Boy meets girl.
They fall in love.
They commit.
They build a life.
And live happily ever after …
It is the most familiar story we have. It is embedded in childhood fairytales, romantic comedies, pop music, and wedding speeches. It is presented as both aspiration and instruction. Find ‘the one’, settle down, and live happily ever after.
This narrative is so pervasive that it rarely gets questioned. It is treated not as a cultural construct, but as a natural progression. Deviating from it is often framed as confusion, immaturity, or failure. Yet, for many people, this story fits poorly.
The standard narrative assumption
The standard narrative assumes attraction is simple and enduring. That love, once found, remains stable. That desire, values, and life goals will align not just at the beginning, but for decades. It suggests that choosing one person early on is both realistic and sufficient to meet our emotional, sexual, and relational needs for life. What it fails to acknowledges is that people change over their lives, sometimes considerably.
We change through experience, loss, growth, illness, parenthood, success, disappointment, and time. The person you are at twenty-five is not the person you are at forty-five. Expecting relationships to remain static while people evolve is a quiet contradiction at the heart of the story.
The narrative also places enormous weight on romantic love as the primary source of meaning and fulfilment. Friendship, community, personal autonomy, and self-development are often treated as secondary. Everything is meant to funnel toward the couple unit then by default the nuclear family.
This narrowing of focus can be comforting, but it can also be constraining. When the relationship struggles, there is often nowhere else for unmet needs to go. Pressure builds quietly, discontent is internalised and people begin to believe something is wrong with them rather than questioning the structure itself.

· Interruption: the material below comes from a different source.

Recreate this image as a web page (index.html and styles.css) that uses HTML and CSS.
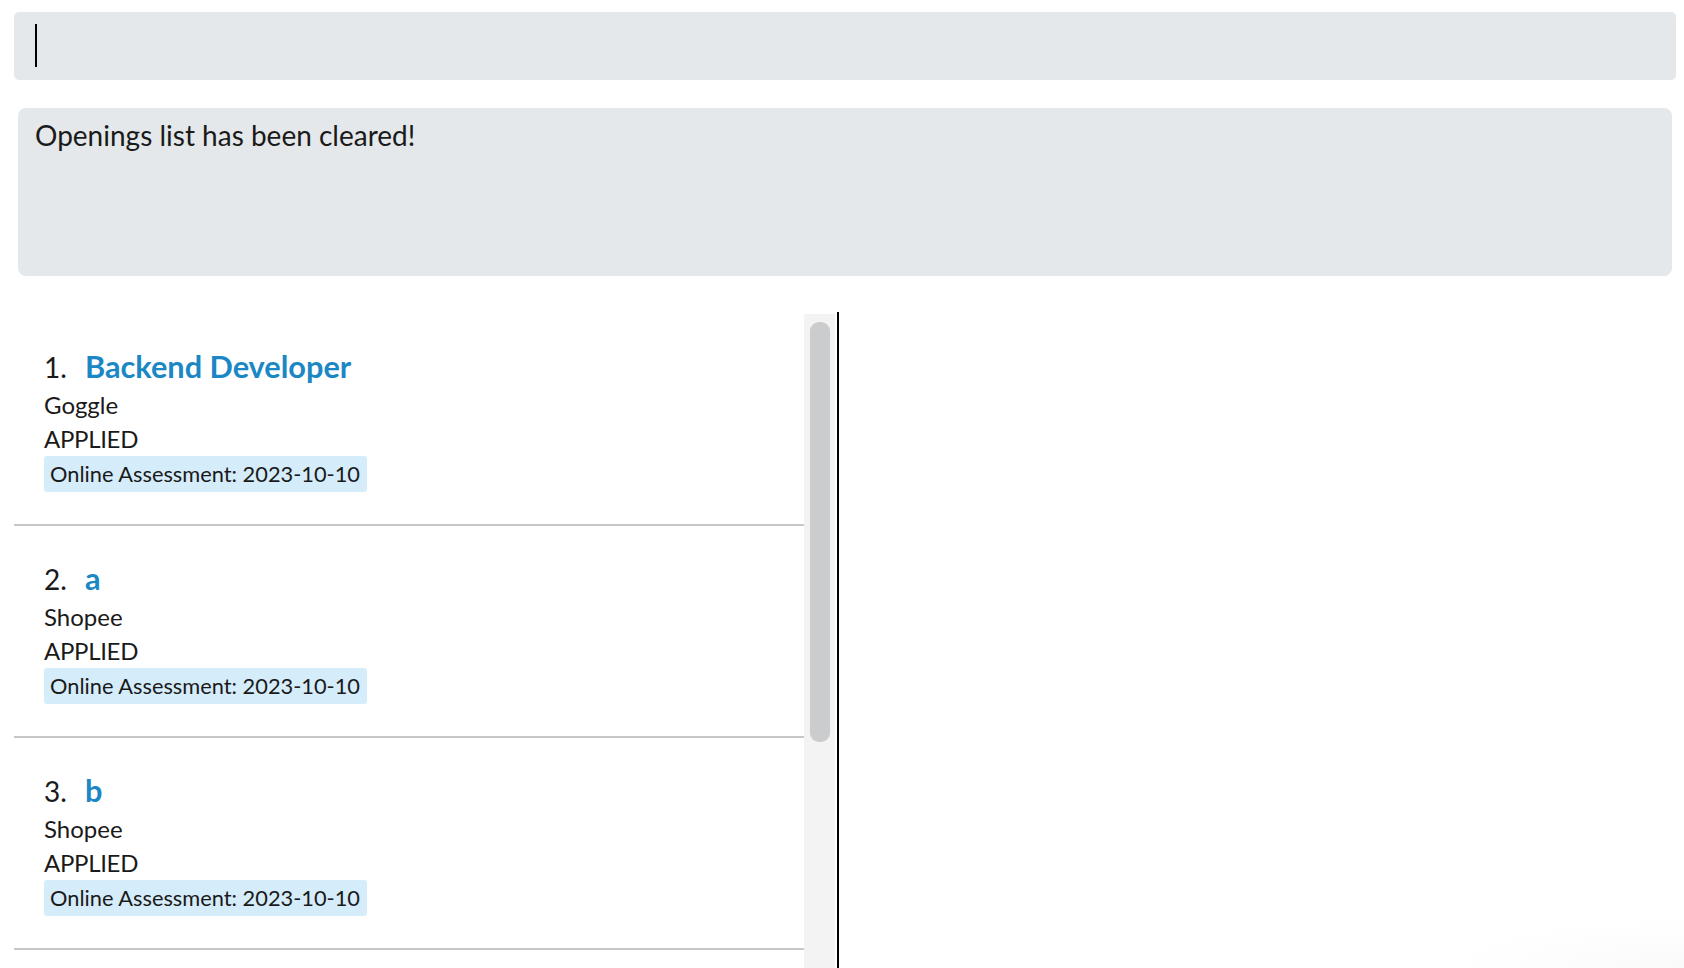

Commitment: the end or the beginning point?
The boy-meets-girl story also promotes the idea that commitment is the end point rather than the beginning. Marriage or long-term partnership is framed as the moment everything clicks into place. Once the decision is made, the work is assumed to be largely complete. In reality, commitment does not create compatibility; it simply exposes it over time.
Many couples enter long-term relationships without truly knowing how they function under stress, disagreement, or change. Early-stage relationships reward flexibility and compromise. People adapt, accommodate, and overlook differences in the name of love. This works in the short term, but it can delay important conversations often not had in the early days.
Sex, money, ambition, autonomy and intimacy are often assumed rather than discussed in depth. When these assumptions unravel later, the cost of addressing them is far higher.
The standard narrative also assumes exclusivity without explicitly naming it. Sexual and emotional monogamy are treated as givens rather than agreements. They are rarely articulated, revisited, or renegotiated – this can create fertile ground for misunderstanding and resentment. A break in trust in often inevitable when assumption was the foundation for that trust.
Is desire forever?
Another quiet assumption is that desire should be consistent, that attraction, once established, remains unchanged. Yet desire is sensitive to stress, familiarity, health, emotional safety, and self-image. There is also plenty of research to suggest variety is deeply important too. We wouldn’t accept a lack of variety in every other aspect of our live – diet, work, where we live, holiday, art etc, but in this essential human need variety is strictly forbidden. When desire shifts people often interpret this as a sign that love has faded, rather than a normal fluctuation.
The boy-meets-girl story offers few tools for navigating this reality. Instead, it suggests often unhappy endurance or outright failure, with little space in between.
Importantly, questioning the standard narrative does not mean rejecting love, commitment, or partnership. It means recognising that the script was never designed to accommodate the full complexity and capacity of human lives.
Many people thrive within traditional structures. Others do not. The problem arises when one model is treated as universal, and alternatives are dismissed or pathologised.
We are all different
There are countless ways to build a meaningful life. Romantic partnerships can be one of them, but it does not need to be the sole organising principle. Nor does it need to look the same for everyone.
What if we saw relationships as fluid, evolving agreements rather than fixed contracts? What if commitment included curiosity, flexibility, and honest renegotiation? What if staying together were not the only marker of success? What if you could grow, explore, have variety and still be in a deeply satisfying relationship based around other dynamics.
The boy-meets-girl narrative offers certainty and simplicity. Life offers neither. As people live longer, change careers more often, have choices previous generations did not, our relationship structures are under strain. The story has not changed, but the context has.
Perhaps the question is not why so many relationships struggle, but whether the narrative we are using was ever sufficient to begin with. Love is not a straight line. Nor is it a single story. It is a series of choices, conversations, and recalibrations made over time. The more room we allow for that reality, the less pressure we place on a script that was never likely to suit us all.
Boy meets girl may be where some stories begin. But the happy ever-after is rarely where they end.